In Intellum, you can use customizable nudges to remind learners to pick up where they left off:
If you educate external learners, social media might be an avenue for promoting your education offerings to both new and existing learners.
Just like with email, there are a variety of ways you can leverage social media to promote your education programs.
Share From Your Company Page
One of the easiest ways to use social media to promote your online academy is by sharing the enrollment link from your company page (along with some compelling copy).
Partnerships Experience Academy (PXA) does this well:
Encourage Learners to Share Their Certificates
Do you offer certificates or certifications? Encourage learners to share their certifications on LinkedIn to demonstrate their competency in a specific career-boosting skill. Some learning management platforms have this functionality built in, or you could use LinkedIn’s “Add to Profile” feature to make it easy for learners to share online.
Have Influencers & Employees Post About Your Customer Education Academy
Employee advocacy and influencer marketing can be a great opportunity to gain exposure to your online academy.
Here’s how Dan Tyre, an executive at HubSpot, uses his personal profile to promote HubSpot Academy’s learning content:
Whether your education programs are for customers only or open to prospects, your website can be an opportunity to showcase your investment in learning.
More and more, education is seen as a differentiator for businesses. Customers want to work with companies that offer resources for onboarding, continuing product education, and professional development.
You can highlight your education programs using links in the header and footer navigation, like you see here with Personio:
You can also position your academy as a go-to destination on your website—something prospective customers can enroll in to start learning about your business, or a value-add for customers.
Check out how Gusto Academy positions their education programs as a huge benefit to their customers:
If you sell a SaaS solution, you can use in-app messages and notifications to promote your education programs. There are a few different ways to do this.
Built-in module on your dashboard or homepage
HubSpot incorporates lessons communicating concepts that tie to their product functionality on the dashboard of its product:
In-app modal
Or you might experiment with in-app modals, like G2U did:
In-app navigation
If your education team also creates just-in-time learning content, like help articles, you could use in-app navigation to surface relevant content or link to additional learning, like Certify does:
The most successful education programs have owners who build relationships with other customer-facing teams (like customer success, support, marketing, and sales) to keep education top of mind.
These teams often have direct contact with customers and prospective customers—giving them opportunity to highlight what your team has created.

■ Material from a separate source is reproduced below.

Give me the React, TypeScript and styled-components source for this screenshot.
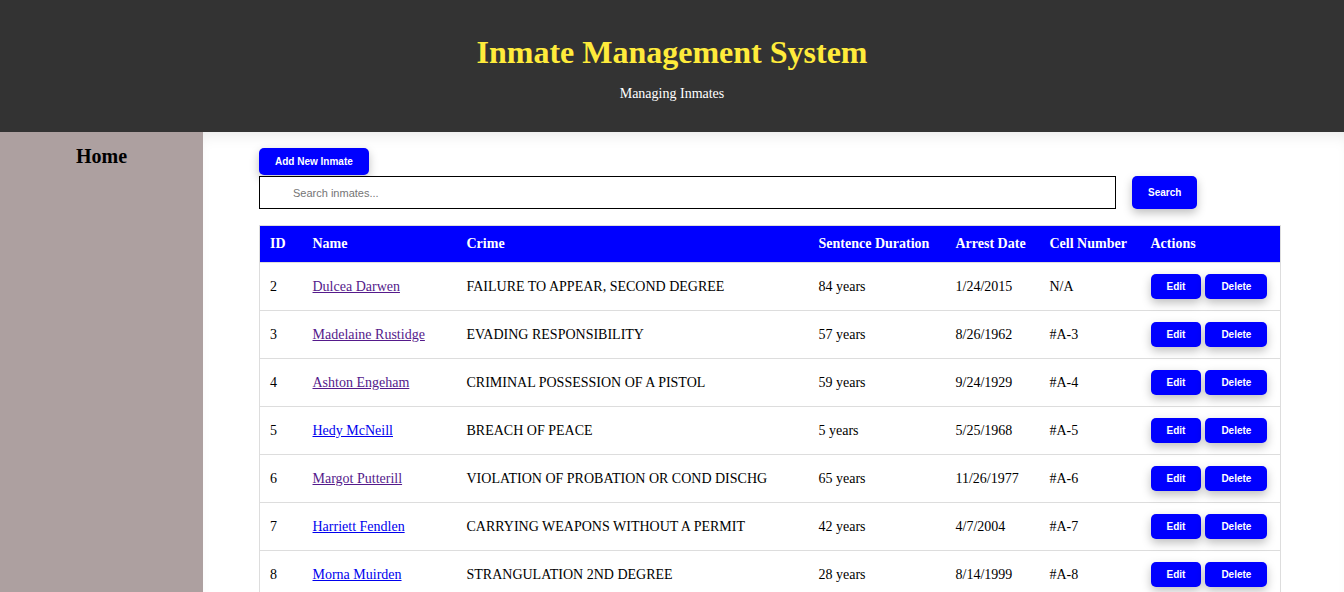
import React, { useState } from "react";
import styled, { createGlobalStyle } from "styled-components";

const GlobalStyle = createGlobalStyle`
  html, body {
    margin: 0;
    padding: 0;
    font-family: "Liberation Serif", "Times New Roman", serif;
    background: #fff;
  }
`;

const Page = styled.div`
  display: flex;
  flex-direction: column;
  min-height: 100vh;
`;

const Header = styled.header`
  background: #333333;
  height: 132px;
  box-sizing: border-box;
  padding-top: 33px;
  display: flex;
  flex-direction: column;
  align-items: center;
`;

const Title = styled.h1`
  margin: 0;
  color: #ffeb3b;
  font-size: 32px;
  line-height: 38px;
  font-weight: bold;
`;

const Subtitle = styled.p`
  margin: 15px 0 0;
  color: #fff;
  font-size: 14px;
  line-height: 16px;
`;

const Body = styled.div`
  display: flex;
  flex: 1;
`;

const Sidebar = styled.nav`
  width: 203px;
  flex-shrink: 0;
  background: #ada0a0;
  padding-top: 13px;
  box-sizing: border-box;
  text-align: center;
`;

const NavLink = styled.a`
  display: block;
  color: #000;
  font-weight: bold;
  font-size: 20px;
  line-height: 23px;
  text-decoration: none;
`;

const Main = styled.main`
  flex: 1;
  padding: 16px 64px 0 56px;
  box-shadow: inset 0 10px 16px -8px rgba(0, 0, 0, 0.1);
`;

const BlueButton = styled.button<{ $h?: number }>`
  background: #0000ff;
  color: #fff;
  border: none;
  border-radius: 5px;
  font-family: "Liberation Sans", Arial, sans-serif;
  font-size: 10px;
  font-weight: bold;
  height: ${(p) => p.$h ?? 25}px;
  padding: 0 16px;
  cursor: pointer;
  box-shadow: 0 4px 10px rgba(0, 0, 0, 0.25);
`;

const AddButton = styled(BlueButton)`
  display: block;
  margin-bottom: 1px;
`;

const SearchRow = styled.div`
  display: flex;
  align-items: center;
  gap: 16px;
  margin-bottom: 16px;
`;

const SearchInput = styled.input`
  width: 857px;
  height: 33px;
  box-sizing: border-box;
  border: 1px solid #000;
  padding: 0 0 0 33px;
  font-family: "Liberation Sans", Arial, sans-serif;
  font-size: 11px;
  &::placeholder {
    color: #757575;
  }
`;

const Table = styled.table`
  width: 1021px;
  border-collapse: collapse;
  table-layout: fixed;
  border: 1px solid #ddd;
  font-size: 14px;
`;

const Th = styled.th<{ $w: number }>`
  width: ${(p) => p.$w}px;
  box-sizing: border-box;
  background: #0000ff;
  color: #fff;
  text-align: left;
  font-weight: bold;
  padding: 10px 10px;
  line-height: 16px;
  white-space: nowrap;
`;

const Td = styled.td`
  padding: 11px 10px;
  border-top: 1px solid #ddd;
  line-height: 25px;
  color: #000;
  white-space: nowrap;
`;

const NameLink = styled.a<{ $visited?: boolean }>`
  color: ${(p) => (p.$visited ? "#551a8b" : "#0000ee")};
  text-decoration: underline;
`;

const Actions = styled.div`
  display: flex;
  gap: 4px;
`;

type Inmate = {
  id: number;
  name: string;
  crime: string;
  sentence: string;
  arrested: string;
  cell: string;
  visited: boolean;
};

const inmates: Inmate[] = [
  { id: 2, name: "Dulcea Darwen", crime: "FAILURE TO APPEAR, SECOND DEGREE", sentence: "84 years", arrested: "1/24/2015", cell: "N/A", visited: true },
  { id: 3, name: "Madelaine Rustidge", crime: "EVADING RESPONSIBILITY", sentence: "57 years", arrested: "8/26/1962", cell: "#A-3", visited: true },
  { id: 4, name: "Ashton Engeham", crime: "CRIMINAL POSSESSION OF A PISTOL", sentence: "59 years", arrested: "9/24/1929", cell: "#A-4", visited: true },
  { id: 5, name: "Hedy McNeill", crime: "BREACH OF PEACE", sentence: "5 years", arrested: "5/25/1968", cell: "#A-5", visited: false },
  { id: 6, name: "Margot Putterill", crime: "VIOLATION OF PROBATION OR COND DISCHG", sentence: "65 years", arrested: "11/26/1977", cell: "#A-6", visited: true },
  { id: 7, name: "Harriett Fendlen", crime: "CARRYING WEAPONS WITHOUT A PERMIT", sentence: "42 years", arrested: "4/7/2004", cell: "#A-7", visited: false },
  { id: 8, name: "Morna Muirden", crime: "STRANGULATION 2ND DEGREE", sentence: "28 years", arrested: "8/14/1999", cell: "#A-8", visited: false },
];

const columns: [string, number][] = [
  ["ID", 43],
  ["Name", 154],
  ["Crime", 352],
  ["Sentence Duration", 137],
  ["Arrest Date", 94],
  ["Cell Number", 101],
  ["Actions", 140],
];

const App = () => {
  const [query, setQuery] = useState("");

  return (
    <Page>
      <GlobalStyle />
      <Header>
        <Title>Inmate Management System</Title>
        <Subtitle>Managing Inmates</Subtitle>
      </Header>
      <Body>
        <Sidebar>
          <NavLink href="#">Home</NavLink>
        </Sidebar>
        <Main>
          <AddButton $h={27}>Add New Inmate</AddButton>
          <SearchRow>
            <SearchInput
              placeholder="Search inmates..."
              value={query}
              onChange={(e) => setQuery(e.target.value)}
            />
            <BlueButton $h={33}>Search</BlueButton>
          </SearchRow>
          <Table>
            <thead>
              <tr>
                {columns.map(([label, w]) => (
                  <Th key={label} $w={w}>
                    {label}
                  </Th>
                ))}
              </tr>
            </thead>
            <tbody>
              {inmates.map((i) => (
                <tr key={i.id}>
                  <Td>{i.id}</Td>
                  <Td>
                    <NameLink href="#" $visited={i.visited}>
                      {i.name}
                    </NameLink>
                  </Td>
                  <Td>{i.crime}</Td>
                  <Td>{i.sentence}</Td>
                  <Td>{i.arrested}</Td>
                  <Td>{i.cell}</Td>
                  <Td>
                    <Actions>
                      <BlueButton>Edit</BlueButton>
                      <BlueButton>Delete</BlueButton>
                    </Actions>
                  </Td>
                </tr>
              ))}
            </tbody>
          </Table>
        </Main>
      </Body>
    </Page>
  );
};

export default App;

Here are some examples of how your internal teams can promote your education offerings:
Share in Newsletters
If your marketing team publishes a regular newsletter for customers and/or prospects, they can include on-demand education content or scheduled learning events.
This is one way we keep education top of mind for our customers:
Share in 1:1 Conversations
Your colleagues can also bring up education programs, events, and content in 1:1 conversations they have.
Empower customer-facing teams with templated language and even slides highlighting your education offerings to share with customers and prospects.
Include in Recurring Meetings
If your customer-facing colleagues host quarterly business reviews, kick-off calls, or onboarding meetings, you can ask them to incorporate your education program into those meetings, decks, and/or communications.
Sendoso customer success managers (CSMs) introduce Sendoso University during the onboarding process with a dedicated slide:
Christy Hollingshead, VP of Customer Education & Engagement at Heap, a product analytics platform, shared that 60% of Heap’s learners come from CSM referral. The team has even built education milestones into the customer journey to support continuous learning.
Christy’s advice for earning this type of CS-driven marketing: “In the beginning, it's sharing wins, time you've saved the team, positive feedback from their customers, increases in adoption, getting them to take the content, etc. Then, once you have buy in, you can make the ask to include education in their standard decks/comms.”
While examples can be helpful, sometimes they can be overwhelming! It can almost seem like there are too many ways to promote your education programs.
The key is to start somewhere—then grow over time. Talk with longstanding online academies, and you’ll learn that they didn’t always have the sophisticated marketing strategies in place that you might see today as a learner.